WASHINGTON/SEOUL (Reuters) - U.S. President Donald Trump on Monday opened the door to meeting North Korea's Kim Jong Un, saying he would be honored to meet the young leader under the right circumstances, even as Pyongyang suggested it will continue its nuclear weapons tests.

“If it would be appropriate for me to meet with him, I would absolutely, I would be honored to do it,” Trump told Bloomberg News in an interview. "Under the right circumstances I would meet with him," he added.

Trump did not say what conditions would need to be met for any such meeting to occur or when it could happen, but the White House later said North Korea would need to clear many conditions before a meeting could be contemplated. "Clearly conditions are not there right now," White House spokesman Sean Spicer said.

"I don’t see this happening anytime soon," Spicer added.

Trump, who took office in January, had said during his presidential campaign he would be willing to meet with Kim.

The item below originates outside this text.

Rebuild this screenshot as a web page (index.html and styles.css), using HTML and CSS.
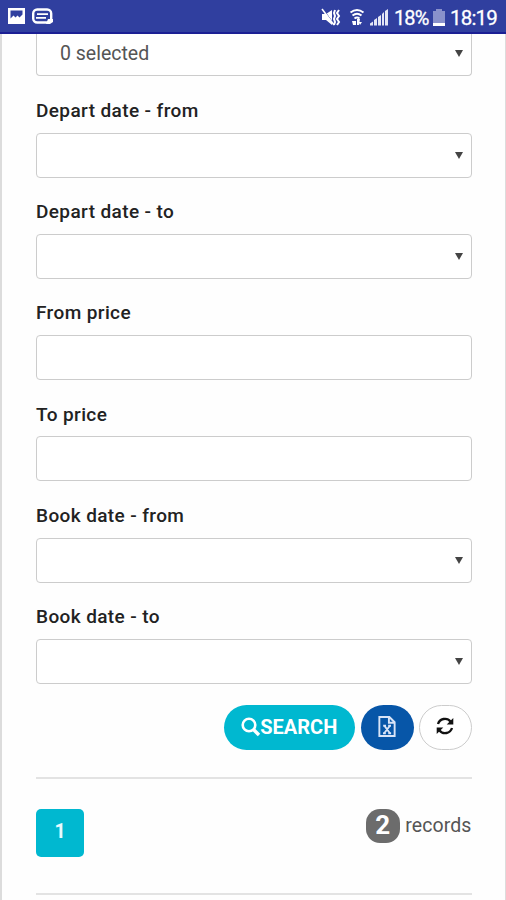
FILE: index.html
```html
<!DOCTYPE html>
<html lang="en">
<head>
<meta charset="utf-8">
<title>Booking search</title>
<link rel="stylesheet" href="styles.css">
</head>
<body>
<header class="status">
  <svg class="notifications" width="50" height="20" viewBox="0 0 50 20">
    <path fill="#fff" fill-rule="evenodd" d="M1 1h17v16H1zM3.500 3.500v8l3-3 2 2 2-2 2 2 3-3v-4z"/>
    <rect x="26.200" y="2.500" width="18" height="13" rx="4" fill="none" stroke="#fff" stroke-width="2.400"/>
    <path stroke="#fff" stroke-width="1.800" d="M30 7.200h11M29 10.800h10"/>
    <path fill="#fff" d="M41 12h5v3l-3 2h-4z"/>
  </svg>
  <div class="indicators">
    <svg width="70" height="20" viewBox="0 0 70 20">
      <path fill="#fff" d="M2 6h4l6-4v15l-6-5H2z"/>
      <path stroke="#303f9f" stroke-width="1" d="M3 1l11 15"/>
      <path stroke="#fff" stroke-width="1.600" d="M2 1l12 16"/>
      <path fill="none" stroke="#fff" stroke-width="2" d="M15 2l-1 3 1 3-1 3 1 3-1 3M19 2l-2 3 2 3-2 3 2 3-2 3"/>
      <path fill="none" stroke="#fff" stroke-width="2" d="M30.500 4.500q6.500-5 13 0M32.500 7.500q4.500-3.500 9 0M34.500 10.500q2.500-2 5 0"/>
      <path fill="#fff" d="M32 13h4v4h-3zM37 11h3l-1 6h-2zM39 14h3l-2 3z"/>
      <path fill="#e4e6f5" d="M50 17.500v-2l3-2v4zM54 17.500V12l3-2v7.500zM58 17.500V9l3-2v10.500zM62 17.500V6l2-2v13.500zM65 17.500V3l3-2v16.500z"/>
    </svg>
    <span class="percent">18%</span>
    <svg class="battery" width="12" height="18" viewBox="0 0 12 18">
      <path fill="#8991cb" d="M3 0h6v2h3v12H0V2h3z"/>
      <path fill="#fff" d="M0 14h12v3H0z"/>
    </svg>
    <span class="time">18:19</span>
  </div>
</header>
<main class="panel">
  <div class="box select cut">0 selected</div>
  <div class="field"><div class="label">Depart date - from</div><div class="box select"></div></div>
  <div class="field"><div class="label">Depart date - to</div><div class="box select"></div></div>
  <div class="field"><div class="label">From price</div><div class="box"></div></div>
  <div class="field"><div class="label">To price</div><div class="box"></div></div>
  <div class="field"><div class="label">Book date - from</div><div class="box select"></div></div>
  <div class="field"><div class="label">Book date - to</div><div class="box select"></div></div>
  <div class="actions">
    <button class="btn search"><svg width="20" height="20" viewBox="0 0 20 20"><circle cx="8" cy="8" r="6.300" fill="none" stroke="#fff" stroke-width="2.600"/><path d="M12.500 12.500l5.500 5.500" stroke="#fff" stroke-width="3.400"/></svg><span class="search-text">SEARCH</span></button>
    <button class="btn excel"><svg width="18" height="21" viewBox="0 0 18 22" fill="none" stroke="#d9e4f7" stroke-width="2"><path d="M1 1h10.500L17 6.500V21H1zM11 1v6h6"/><path d="M5 10.200h3M10.200 10.200h3M4.800 18h3M10.300 18h3M6.500 10.500l5.300 7.300M11.800 10.500L6.300 17.800"/></svg></button>
    <button class="btn refresh"><svg width="18" height="18" viewBox="0 0 18 18"><path fill="none" stroke="#111" stroke-width="2.300" d="M2 7C3.500 1.500 11 0 14.500 4.500M16 11C14.500 16.500 7 18 3.500 13.500"/><path fill="#111" d="M17.300 1v6.600h-6.600zM.7 17v-6.600h6.600z"/></svg></button>
  </div>
  <div class="results">
    <div class="page">1</div>
    <div class="records"><span class="count">2</span><span class="records-text">records</span></div>
  </div>
</main>
</body>
</html>
```
FILE: styles.css
```css
* { box-sizing: border-box; }
body {
  margin: 0;
  height: 900px;
  overflow: hidden;
  background: #fefefe;
  color: #222;
  font-family: Roboto, sans-serif;
  display: flex;
  flex-direction: column;
}
.status {
  flex: none;
  height: 34px;
  padding: 0 9px 0 7px;
  background: #303f9f;
  border-bottom: 2px solid #1b1f94;
  display: flex;
  justify-content: space-between;
  align-items: center;
  color: #fff;
}
.notifications { margin-top: 2px; }
.indicators { display: flex; align-items: center; line-height: 30px; padding-top: 3px; }
.percent {
  width: 35px;
  margin-left: 4px;
  font-size: 20px;
  letter-spacing: -0.9px;
  white-space: nowrap;
  -webkit-text-stroke: 0.3px #fff;
}
.battery { margin: 0 5px 0 4px; }
.time {
  width: 47px;
  font-size: 20.5px;
  letter-spacing: -0.8px;
  white-space: nowrap;
  -webkit-text-stroke: 0.3px #fff;
}
.panel {
  flex: 1;
  min-height: 0;
  border-left: 2px solid #dcdcdc;
  border-right: 1px solid #dcdcdc;
  padding: 0 33.5px 0 34px;
}
.field { height: 101.25px; padding-top: 22.5px; }
.label {
  height: 24px;
  margin-bottom: 9.75px;
  line-height: 24px;
  font-size: 19px;
  font-weight: 500;
  letter-spacing: 0.39px;
}
.box {
  height: 45px;
  border: 1.5px solid #ccc;
  border-radius: 4px;
  display: flex;
  align-items: center;
  background: #fff;
}
.cut {
  height: 42px;
  margin-bottom: 0.25px;
  border-top: 0;
  border-radius: 0 0 4px 4px;
  padding: 0 0 3px 23px;
  font-size: 19.5px;
  color: #555;
}
.select::after {
  content: "";
  margin: 0 8px 0 auto;
  border: 4px solid transparent;
  border-top: 7px solid #444;
  border-bottom: 0;
}
.actions { display: flex; justify-content: flex-end; padding-top: 21px; height: 93px; }
.btn {
  height: 45px;
  border: 0;
  padding: 0;
  border-radius: 23px;
  display: flex;
  align-items: center;
  justify-content: center;
  font-family: inherit;
}
.search { width: 130.5px; padding-bottom: 1px; background: #00b8d0; color: #fff; font-size: 20px; font-weight: 700; }
.excel { width: 53px; margin: 0 5px 0 6px; padding-bottom: 1px; background: #0756a8; }
.refresh { width: 53px; padding-bottom: 2px; background: #fff; border: 1px solid #ccc; }
.search-text { margin-left: -1px; }
.results {
  height: 118px;
  border-top: 2px solid #e3e3e3;
  border-bottom: 2px solid #e3e3e3;
  padding-top: 30px;
  display: flex;
  justify-content: space-between;
}
.page {
  width: 48px;
  height: 48px;
  border-radius: 5px;
  background: #00b8d0;
  color: #e8faff;
  font-size: 19.5px;
  font-weight: 700;
  line-height: 46px;
  text-align: center;
}
.records { display: flex; height: 34px; color: #555; }
.count {
  width: 34px;
  height: 34px;
  margin-right: 5.5px;
  border-radius: 14px;
  background: #6c6c6c;
  color: #fff;
  font-size: 26px;
  font-weight: 700;
  line-height: 32px;
  text-align: center;
}
.records-text { font-size: 19.5px; line-height: 33px; letter-spacing: 0.1px; }
```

His administration has said since that North Korea must agree to abandon its nuclear program.

On Friday, U.S. Secretary of State Rex Tillerson told the U.N. Security Council that Washington would not negotiate with North Korea. U.S. Vice President Mike Pence, earlier on Monday, said Trump had made clear "that the era of strategic patience is over."

Later on Monday, a U.S. State Department spokeswoman said in a statement: “The United States remains open to credible talks on the denuclearization of the Korean peninsula; however conditions must change before there is any scope for talks to resume,” adding North Korea must abandon its nuclear weapons program.

Tensions on the Korean peninsula have been high for weeks driven by fears the North might conduct a long-range missile test, or its sixth nuclear test, around the time of the April 15 anniversary of its state founder's birth.

Early on Monday, North Korea said it will bolster its nuclear force "to the maximum" in a "consecutive and successive way at any moment" in the face of what it calls U.S. aggression and hysteria.

North Korea, technically still at war with the South after their 1950-53 conflict ended in a truce, not a treaty, regularly threatens to destroy the United States, Japan and South Korea and has said it will pursue its nuclear and missile programs to counter perceived U.S. aggression.

Trump warned in an interview with Reuters on Thursday that a "major, major conflict" with North Korea was possible, while China said last week the situation on the Korean peninsula could escalate or slip out of control.

In a show of force, the United States has sent the nuclear-powered USS Carl Vinson aircraft carrier group to waters off the Korean peninsula to join drills with South Korea to counter a series of threats of destruction from North Korea, formally known as the Democratic People's Republic of Korea (DPRK).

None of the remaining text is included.